-- WHAT YOU SHOULD DO --
For the material that follows, list every line containing the word "page".

-- DATA --
— begin —
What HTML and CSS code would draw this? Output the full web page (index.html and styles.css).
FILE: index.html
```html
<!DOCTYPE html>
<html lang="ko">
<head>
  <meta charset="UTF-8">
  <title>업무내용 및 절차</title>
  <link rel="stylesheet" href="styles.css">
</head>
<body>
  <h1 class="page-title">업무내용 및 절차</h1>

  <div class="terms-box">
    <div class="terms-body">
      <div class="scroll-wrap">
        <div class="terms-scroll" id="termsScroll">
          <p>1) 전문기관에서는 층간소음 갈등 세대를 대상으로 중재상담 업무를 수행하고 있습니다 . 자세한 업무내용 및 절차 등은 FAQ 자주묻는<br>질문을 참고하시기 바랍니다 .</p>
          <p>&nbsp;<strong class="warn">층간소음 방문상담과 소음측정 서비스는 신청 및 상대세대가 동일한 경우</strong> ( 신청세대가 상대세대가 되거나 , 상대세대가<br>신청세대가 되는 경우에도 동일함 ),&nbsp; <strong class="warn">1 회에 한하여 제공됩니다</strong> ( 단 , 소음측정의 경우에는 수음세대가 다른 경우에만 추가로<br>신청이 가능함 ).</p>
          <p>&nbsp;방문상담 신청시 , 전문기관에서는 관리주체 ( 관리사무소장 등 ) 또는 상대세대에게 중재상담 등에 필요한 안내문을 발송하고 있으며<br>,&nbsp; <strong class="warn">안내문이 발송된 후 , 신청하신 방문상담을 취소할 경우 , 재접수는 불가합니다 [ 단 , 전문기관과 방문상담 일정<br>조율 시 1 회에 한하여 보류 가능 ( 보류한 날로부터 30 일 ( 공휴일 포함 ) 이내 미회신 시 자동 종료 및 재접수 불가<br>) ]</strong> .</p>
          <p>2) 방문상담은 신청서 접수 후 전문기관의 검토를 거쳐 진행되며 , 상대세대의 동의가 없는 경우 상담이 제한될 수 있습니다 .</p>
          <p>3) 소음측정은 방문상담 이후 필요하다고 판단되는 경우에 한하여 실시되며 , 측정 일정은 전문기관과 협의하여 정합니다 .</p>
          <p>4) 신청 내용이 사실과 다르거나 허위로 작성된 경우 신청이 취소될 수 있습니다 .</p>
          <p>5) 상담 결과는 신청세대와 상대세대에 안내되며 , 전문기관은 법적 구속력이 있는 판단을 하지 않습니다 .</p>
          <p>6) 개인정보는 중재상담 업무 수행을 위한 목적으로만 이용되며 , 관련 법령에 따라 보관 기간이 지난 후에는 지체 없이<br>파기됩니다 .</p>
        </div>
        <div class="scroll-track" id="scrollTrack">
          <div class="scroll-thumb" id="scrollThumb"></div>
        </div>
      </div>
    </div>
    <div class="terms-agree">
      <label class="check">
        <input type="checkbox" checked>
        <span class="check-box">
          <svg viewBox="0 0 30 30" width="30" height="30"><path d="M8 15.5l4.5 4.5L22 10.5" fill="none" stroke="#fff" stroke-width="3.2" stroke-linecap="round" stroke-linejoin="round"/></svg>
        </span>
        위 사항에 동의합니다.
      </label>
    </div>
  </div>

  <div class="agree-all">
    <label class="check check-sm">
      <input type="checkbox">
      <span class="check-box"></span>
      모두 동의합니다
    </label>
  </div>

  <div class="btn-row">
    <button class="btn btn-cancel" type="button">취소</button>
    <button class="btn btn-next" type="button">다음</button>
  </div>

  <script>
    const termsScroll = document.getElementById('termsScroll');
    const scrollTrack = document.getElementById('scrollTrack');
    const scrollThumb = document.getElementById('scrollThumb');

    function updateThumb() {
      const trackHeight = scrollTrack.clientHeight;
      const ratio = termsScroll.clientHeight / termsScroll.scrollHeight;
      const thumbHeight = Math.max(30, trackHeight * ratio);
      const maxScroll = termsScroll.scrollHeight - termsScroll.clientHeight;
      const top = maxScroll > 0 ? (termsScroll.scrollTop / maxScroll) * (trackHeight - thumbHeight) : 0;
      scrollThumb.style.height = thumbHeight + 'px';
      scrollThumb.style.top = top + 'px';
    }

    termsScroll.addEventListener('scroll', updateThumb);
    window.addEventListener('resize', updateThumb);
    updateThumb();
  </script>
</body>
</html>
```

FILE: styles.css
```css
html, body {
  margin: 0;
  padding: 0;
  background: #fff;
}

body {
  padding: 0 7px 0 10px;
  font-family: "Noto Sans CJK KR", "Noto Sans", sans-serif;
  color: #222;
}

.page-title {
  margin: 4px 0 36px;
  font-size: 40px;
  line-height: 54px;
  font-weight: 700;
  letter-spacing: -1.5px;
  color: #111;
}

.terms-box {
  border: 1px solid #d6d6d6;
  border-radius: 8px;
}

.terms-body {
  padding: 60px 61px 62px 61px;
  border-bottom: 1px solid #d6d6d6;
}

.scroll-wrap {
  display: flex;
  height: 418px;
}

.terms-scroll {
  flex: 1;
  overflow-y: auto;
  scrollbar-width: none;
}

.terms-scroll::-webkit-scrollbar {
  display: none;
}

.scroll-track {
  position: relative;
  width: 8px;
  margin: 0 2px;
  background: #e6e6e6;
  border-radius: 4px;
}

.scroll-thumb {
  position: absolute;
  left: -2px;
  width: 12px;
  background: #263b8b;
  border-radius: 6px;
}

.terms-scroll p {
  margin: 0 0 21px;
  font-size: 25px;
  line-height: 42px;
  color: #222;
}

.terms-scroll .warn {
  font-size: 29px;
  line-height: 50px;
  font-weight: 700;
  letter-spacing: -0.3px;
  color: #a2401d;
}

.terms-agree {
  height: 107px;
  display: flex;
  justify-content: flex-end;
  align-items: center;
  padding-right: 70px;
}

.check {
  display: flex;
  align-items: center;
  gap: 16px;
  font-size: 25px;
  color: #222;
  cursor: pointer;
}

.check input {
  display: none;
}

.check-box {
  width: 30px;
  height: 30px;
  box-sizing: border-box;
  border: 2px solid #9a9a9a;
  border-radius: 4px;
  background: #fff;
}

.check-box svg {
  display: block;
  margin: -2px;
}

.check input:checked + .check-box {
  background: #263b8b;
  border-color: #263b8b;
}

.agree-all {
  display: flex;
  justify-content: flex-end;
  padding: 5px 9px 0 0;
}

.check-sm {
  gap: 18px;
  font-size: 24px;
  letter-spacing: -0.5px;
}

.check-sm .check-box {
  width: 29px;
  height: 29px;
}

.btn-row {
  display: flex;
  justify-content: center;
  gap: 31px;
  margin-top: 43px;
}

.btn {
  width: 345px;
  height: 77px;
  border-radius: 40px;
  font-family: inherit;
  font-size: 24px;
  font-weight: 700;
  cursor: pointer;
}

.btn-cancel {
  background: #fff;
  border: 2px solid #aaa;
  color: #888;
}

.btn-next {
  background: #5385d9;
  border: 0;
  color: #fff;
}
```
— end —
-- TASK OUTPUT --
What HTML and CSS code would draw this? Output the full web page (index.html and styles.css).
  <h1 class="page-title">업무내용 및 절차</h1>
.page-title {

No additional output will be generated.